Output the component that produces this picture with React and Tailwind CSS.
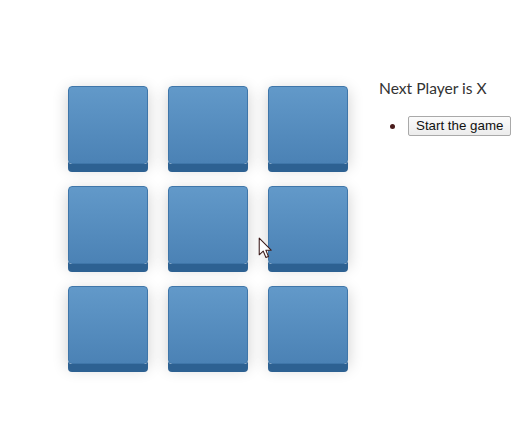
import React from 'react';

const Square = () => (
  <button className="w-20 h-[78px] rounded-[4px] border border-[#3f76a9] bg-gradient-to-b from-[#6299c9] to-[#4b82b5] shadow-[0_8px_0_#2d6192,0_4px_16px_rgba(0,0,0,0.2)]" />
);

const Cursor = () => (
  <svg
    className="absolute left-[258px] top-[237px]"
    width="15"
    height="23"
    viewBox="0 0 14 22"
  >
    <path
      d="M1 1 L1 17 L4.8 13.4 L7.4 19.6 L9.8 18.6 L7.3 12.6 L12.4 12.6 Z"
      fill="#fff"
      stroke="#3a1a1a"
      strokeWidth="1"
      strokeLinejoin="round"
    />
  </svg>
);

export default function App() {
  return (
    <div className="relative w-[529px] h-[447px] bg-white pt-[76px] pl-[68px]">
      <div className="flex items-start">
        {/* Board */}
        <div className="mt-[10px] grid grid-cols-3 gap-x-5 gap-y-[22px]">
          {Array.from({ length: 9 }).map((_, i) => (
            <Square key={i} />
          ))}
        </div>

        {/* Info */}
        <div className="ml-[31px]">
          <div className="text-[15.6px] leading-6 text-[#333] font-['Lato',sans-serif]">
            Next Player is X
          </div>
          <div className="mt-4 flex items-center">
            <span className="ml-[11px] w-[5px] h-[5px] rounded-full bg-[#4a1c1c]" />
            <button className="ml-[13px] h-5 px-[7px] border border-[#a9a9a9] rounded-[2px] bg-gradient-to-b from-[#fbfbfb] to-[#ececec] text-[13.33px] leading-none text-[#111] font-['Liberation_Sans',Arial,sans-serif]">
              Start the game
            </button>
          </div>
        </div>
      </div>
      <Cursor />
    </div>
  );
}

════════

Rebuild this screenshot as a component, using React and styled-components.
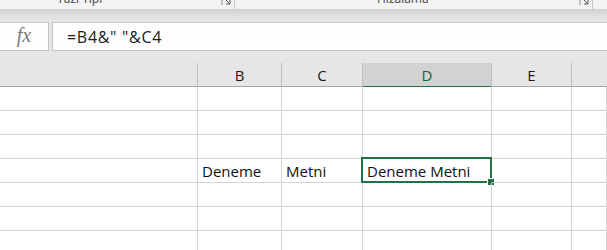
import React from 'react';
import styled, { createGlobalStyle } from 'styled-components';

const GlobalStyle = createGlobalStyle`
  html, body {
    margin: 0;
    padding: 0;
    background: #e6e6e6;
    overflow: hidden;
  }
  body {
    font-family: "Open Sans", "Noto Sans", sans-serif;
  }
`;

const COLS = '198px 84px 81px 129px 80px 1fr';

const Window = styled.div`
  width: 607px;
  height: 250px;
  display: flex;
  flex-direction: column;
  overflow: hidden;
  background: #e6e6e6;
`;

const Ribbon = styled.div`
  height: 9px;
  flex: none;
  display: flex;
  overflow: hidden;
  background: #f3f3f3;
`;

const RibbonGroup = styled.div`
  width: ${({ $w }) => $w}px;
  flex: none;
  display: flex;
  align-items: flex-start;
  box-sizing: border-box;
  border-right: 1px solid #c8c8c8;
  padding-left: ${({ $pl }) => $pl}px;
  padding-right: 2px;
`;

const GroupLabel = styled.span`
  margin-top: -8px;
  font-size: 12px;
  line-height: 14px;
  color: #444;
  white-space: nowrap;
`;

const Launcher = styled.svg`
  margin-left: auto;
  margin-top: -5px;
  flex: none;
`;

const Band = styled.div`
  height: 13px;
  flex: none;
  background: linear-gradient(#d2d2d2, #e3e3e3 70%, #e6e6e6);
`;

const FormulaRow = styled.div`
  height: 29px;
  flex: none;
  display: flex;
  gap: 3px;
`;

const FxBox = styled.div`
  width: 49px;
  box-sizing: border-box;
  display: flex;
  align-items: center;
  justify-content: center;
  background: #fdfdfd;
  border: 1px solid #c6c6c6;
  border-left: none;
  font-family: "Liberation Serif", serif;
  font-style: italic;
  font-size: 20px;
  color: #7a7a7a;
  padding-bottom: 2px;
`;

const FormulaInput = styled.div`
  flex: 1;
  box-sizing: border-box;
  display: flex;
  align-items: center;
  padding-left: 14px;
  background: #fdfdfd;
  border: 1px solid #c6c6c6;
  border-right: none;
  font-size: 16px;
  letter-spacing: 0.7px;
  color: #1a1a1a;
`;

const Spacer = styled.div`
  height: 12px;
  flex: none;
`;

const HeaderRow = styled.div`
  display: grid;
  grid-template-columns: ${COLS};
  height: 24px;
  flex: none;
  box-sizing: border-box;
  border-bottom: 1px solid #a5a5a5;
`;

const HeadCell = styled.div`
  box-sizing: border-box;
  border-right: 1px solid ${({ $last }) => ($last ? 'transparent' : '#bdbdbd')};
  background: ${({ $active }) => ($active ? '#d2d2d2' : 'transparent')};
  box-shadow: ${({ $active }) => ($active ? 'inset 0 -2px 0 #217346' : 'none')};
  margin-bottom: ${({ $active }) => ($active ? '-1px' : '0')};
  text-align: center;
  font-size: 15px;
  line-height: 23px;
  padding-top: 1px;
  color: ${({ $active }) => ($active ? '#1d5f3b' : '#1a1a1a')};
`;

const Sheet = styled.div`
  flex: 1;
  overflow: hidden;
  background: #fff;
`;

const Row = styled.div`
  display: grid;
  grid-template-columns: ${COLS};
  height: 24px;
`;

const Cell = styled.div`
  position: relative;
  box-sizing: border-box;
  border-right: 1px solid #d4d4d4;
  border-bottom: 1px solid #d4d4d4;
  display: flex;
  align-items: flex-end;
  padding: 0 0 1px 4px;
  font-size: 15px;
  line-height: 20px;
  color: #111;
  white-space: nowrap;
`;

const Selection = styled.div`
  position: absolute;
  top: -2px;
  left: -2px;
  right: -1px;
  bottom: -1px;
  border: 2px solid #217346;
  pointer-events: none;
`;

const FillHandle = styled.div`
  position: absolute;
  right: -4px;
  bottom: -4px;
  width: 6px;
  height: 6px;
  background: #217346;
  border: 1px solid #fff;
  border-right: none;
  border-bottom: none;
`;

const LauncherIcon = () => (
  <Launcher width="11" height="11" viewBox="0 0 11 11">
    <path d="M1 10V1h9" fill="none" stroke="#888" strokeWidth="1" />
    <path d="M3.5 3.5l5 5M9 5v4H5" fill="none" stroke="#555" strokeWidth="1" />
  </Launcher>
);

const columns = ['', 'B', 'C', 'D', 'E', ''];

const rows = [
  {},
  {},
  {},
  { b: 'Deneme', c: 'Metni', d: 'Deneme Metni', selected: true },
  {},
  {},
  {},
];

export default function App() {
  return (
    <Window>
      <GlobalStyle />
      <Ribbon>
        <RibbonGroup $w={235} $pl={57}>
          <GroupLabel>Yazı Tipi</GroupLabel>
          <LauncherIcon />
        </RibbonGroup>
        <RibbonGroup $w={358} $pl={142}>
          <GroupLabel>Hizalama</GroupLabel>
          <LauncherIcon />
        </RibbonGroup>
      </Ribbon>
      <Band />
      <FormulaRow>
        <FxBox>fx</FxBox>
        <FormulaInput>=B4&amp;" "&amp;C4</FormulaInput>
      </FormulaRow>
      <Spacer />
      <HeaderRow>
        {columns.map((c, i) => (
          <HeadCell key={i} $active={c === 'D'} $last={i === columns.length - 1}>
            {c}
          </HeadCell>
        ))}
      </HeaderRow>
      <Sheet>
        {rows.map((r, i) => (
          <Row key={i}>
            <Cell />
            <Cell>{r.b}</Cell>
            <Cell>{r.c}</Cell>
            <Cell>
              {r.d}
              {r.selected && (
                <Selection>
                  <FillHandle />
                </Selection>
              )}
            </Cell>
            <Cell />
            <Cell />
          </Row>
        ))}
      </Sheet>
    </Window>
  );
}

════════

* [What you should do]: Count up every line above that has the word "this" in it; answer with the number alone.

* [Result of the task]: 2